The brain is a complicated system, consisting of many interacting parts. Parts of the brain observe the activity in other parts, and perform actions on yet other parts. When “you” think about something, “you” are performing internal actions on your beliefs.

When you have any kind of experience, it is a fact about the state of your brain: you have a belief that you are having this experience. When you see an object, you can trace to a certain degree the chain of events caused by the presence of that object, outside and then inside your body. Experience of seeing an object tells you that ultimately chain of events transitioned your brain in a state where it reports this experience to other parts of itself, so that overall behavior, internal (thoughts and imagery that you experience) and external, can manifest properties of this experience.

In other cases, you can’t quite trace the processes leading to the formation of beliefs. But still, when the brain claims to have other kinds of experience, it means that parts of the brain talk to each other in a certain way, claiming that experience is there, and that is all there is to it. Such kinds of experience as consciousness and qualia, pleasure and pain, glorified by many people in their subjective mystery, are examples of processes happening in the brain, creating beliefs about their properties and influencing your behavior.
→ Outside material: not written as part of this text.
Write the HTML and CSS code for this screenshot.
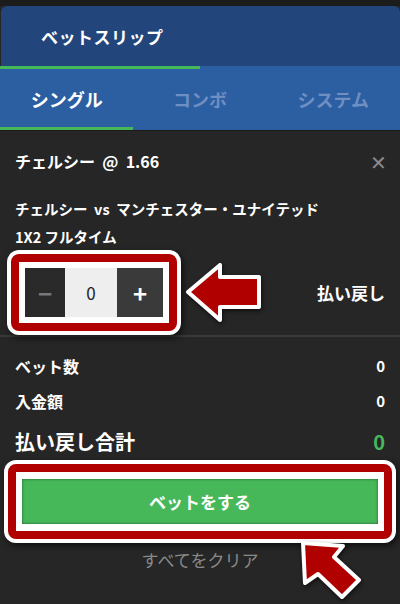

To understand the experience, one needs to track down the mechanisms by which the beliefs that constitute the experience are formed. Establishing the basic fact that the experience is the output of the algorithms implemented in a brain is a first step on that path.


Introduction

June 21, 2008

Hello, my name is Vladimir Nesov, I’m a PhD student in Computer Science, and I’m interested in understanding the fundamental mechanisms of intelligence. In this blog, I’m going to write about rationality, futurism, and artificial intelligence.